Раздосадованная, она сначала не давала себя поцеловать, но Адди, не любивший таких разговоров и уверенный в своем всевластии красивого вирильного мавра, перед которым никто не устоит, с улыбкой привлек ее к себе силой и обхватил так крепко, что она не могла пошевельнуться.

– Я запрещаю тебе сердиться…

– Но я сержусь… Ненавижу Додди!

– Бедная девочка не сделала тебе ничего плохого.

– Как знать…

– Наоборот, это ты ее дразнишь.

– Да, потому что ненавижу…

– За что? Ты же не ревнуешь?

Она громко рассмеялась.

– Конечно, нет! Это не в моем характере.

– Так за что?

– Какое тебе дело! Я и сама не знаю. Просто ненавижу. И мне приятно ее дразнить.

– Ты настолько же плохая, насколько красивая?

– Что значит плохая? Я бы и тебя хотела подразнить, если бы знала как.

– А я бы хотел тебя выпороть.

Она опять громко рассмеялась.

– Возможно, это было бы мне полезно, – призналась она. – Я редко теряю равновесие, но эта Додди!..

Она напрягла пальцы, словно царапая что-то, и вдруг почти спокойно прижалась к нему и обхватила руками.

– Раньше я была совершенно невозмутимой, – призналась она. – А в последнее время так нервничаю, после того ужаса в купальне. После того, как меня заплевали бетелем. Ты веришь, что это были призраки, духи? Я не верю. Это была месть, месть регента.

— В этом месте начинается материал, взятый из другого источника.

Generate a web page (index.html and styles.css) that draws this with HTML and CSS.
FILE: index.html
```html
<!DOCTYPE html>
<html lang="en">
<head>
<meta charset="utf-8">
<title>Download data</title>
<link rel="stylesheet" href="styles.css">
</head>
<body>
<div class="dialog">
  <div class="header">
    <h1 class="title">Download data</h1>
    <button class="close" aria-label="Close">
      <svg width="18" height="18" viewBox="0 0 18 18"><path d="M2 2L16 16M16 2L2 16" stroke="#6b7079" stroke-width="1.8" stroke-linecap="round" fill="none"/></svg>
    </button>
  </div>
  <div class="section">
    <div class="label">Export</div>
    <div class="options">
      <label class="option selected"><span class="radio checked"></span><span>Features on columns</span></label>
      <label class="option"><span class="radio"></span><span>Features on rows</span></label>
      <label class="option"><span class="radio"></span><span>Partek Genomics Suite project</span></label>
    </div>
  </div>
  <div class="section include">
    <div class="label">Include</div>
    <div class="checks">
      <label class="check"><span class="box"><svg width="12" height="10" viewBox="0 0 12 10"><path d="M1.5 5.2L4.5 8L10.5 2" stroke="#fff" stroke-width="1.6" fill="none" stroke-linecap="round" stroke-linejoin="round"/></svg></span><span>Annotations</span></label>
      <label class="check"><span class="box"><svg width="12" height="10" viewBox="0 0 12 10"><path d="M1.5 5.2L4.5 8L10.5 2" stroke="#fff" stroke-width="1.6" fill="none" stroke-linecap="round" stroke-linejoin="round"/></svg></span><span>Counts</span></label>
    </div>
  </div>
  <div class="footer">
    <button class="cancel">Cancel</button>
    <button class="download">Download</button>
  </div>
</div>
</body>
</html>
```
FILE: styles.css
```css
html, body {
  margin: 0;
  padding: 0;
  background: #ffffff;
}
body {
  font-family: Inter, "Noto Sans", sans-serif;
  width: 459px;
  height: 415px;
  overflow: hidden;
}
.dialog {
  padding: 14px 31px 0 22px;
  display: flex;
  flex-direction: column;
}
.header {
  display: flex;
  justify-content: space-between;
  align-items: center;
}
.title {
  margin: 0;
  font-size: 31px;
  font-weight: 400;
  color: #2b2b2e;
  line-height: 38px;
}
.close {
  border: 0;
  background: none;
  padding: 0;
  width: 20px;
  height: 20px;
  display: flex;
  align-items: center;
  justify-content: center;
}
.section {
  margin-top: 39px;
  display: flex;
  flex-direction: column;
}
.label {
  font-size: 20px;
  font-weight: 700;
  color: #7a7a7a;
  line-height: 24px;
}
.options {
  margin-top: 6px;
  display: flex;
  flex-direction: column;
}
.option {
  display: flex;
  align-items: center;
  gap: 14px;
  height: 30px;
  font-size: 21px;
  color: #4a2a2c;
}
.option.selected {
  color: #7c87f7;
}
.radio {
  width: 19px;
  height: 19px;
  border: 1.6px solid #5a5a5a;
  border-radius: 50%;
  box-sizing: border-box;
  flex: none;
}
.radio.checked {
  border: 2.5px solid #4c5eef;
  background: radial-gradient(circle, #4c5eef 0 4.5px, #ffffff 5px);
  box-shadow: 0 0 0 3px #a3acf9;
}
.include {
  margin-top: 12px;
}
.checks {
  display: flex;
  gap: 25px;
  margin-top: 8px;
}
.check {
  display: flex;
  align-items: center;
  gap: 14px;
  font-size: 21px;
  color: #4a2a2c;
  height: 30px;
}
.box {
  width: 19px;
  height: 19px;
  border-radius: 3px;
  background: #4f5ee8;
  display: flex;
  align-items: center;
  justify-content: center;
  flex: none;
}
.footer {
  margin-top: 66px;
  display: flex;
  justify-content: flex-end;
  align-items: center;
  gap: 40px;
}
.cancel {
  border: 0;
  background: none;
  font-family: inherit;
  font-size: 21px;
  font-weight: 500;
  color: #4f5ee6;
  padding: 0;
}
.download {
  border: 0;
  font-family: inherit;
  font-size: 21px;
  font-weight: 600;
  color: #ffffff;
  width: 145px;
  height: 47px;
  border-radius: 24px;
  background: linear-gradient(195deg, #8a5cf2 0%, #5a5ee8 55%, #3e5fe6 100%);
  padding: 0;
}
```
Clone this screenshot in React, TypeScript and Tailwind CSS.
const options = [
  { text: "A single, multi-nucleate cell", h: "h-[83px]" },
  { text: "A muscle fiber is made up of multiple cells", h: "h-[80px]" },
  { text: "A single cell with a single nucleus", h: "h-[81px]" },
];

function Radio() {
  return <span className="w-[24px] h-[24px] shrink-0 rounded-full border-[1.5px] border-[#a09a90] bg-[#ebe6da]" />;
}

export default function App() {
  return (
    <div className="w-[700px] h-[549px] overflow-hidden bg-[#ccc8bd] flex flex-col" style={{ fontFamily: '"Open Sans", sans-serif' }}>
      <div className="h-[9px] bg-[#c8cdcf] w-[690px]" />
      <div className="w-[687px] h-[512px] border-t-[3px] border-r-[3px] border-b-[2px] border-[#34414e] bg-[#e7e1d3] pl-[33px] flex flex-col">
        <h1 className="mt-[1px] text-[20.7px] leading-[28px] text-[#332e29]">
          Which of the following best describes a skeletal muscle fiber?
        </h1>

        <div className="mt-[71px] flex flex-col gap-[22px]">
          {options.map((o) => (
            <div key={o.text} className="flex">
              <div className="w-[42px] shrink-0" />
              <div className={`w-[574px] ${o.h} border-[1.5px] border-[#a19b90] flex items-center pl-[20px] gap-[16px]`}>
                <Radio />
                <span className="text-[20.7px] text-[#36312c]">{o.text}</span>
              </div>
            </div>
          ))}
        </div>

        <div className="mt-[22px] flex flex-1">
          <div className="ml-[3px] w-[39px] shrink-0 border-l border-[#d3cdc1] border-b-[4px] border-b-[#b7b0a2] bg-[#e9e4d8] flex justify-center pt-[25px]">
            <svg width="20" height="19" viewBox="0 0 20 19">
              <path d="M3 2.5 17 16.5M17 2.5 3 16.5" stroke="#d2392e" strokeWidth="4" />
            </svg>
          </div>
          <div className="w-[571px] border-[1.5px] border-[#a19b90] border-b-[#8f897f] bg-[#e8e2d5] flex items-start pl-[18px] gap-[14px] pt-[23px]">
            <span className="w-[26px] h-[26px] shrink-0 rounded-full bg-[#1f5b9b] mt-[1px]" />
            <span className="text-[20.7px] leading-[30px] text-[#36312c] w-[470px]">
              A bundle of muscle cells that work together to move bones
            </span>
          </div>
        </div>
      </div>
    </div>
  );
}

Эти проклятые яванцы знают уйму фокусов… Но с тех пор я выбита из колеи. Понимаешь это выражение? Раньше было чудесно: мне все было как с гуся вода. А после болезни я изменилась, стала раздражительной. Тео, рассердившись на меня как-то раз, сказал, что я стала истеричкой… Прежде мне это было совершенно не свойственно. Не знаю, может быть, он и прав. Это точно, что я изменилась. Мне теперь нет дела до людей, думаю, я стала злой… И сплетничают теперь гораздо больше, чем раньше… Ван Аудейк так бесит меня, когда все ходит да смотрит. Он начинает замечать… А Додди, Додди! Я не ревную, но эти вечерние прогулки с тобой невыносимы. Прекрати, прекрати с ней гулять. Я не хочу, чтобы это продолжалось, не хочу… Мне так все надоело здесь, в Лабуванги… Какая жалкая, однообразная жизнь… До чего скучный город Сурабая. Да и Батавия тоже. Здесь так душно, люди не способны придумать ничего нового. Я бы хотела уехать в Париж… Думаю, во мне есть эта жилка – развлекаться в Париже.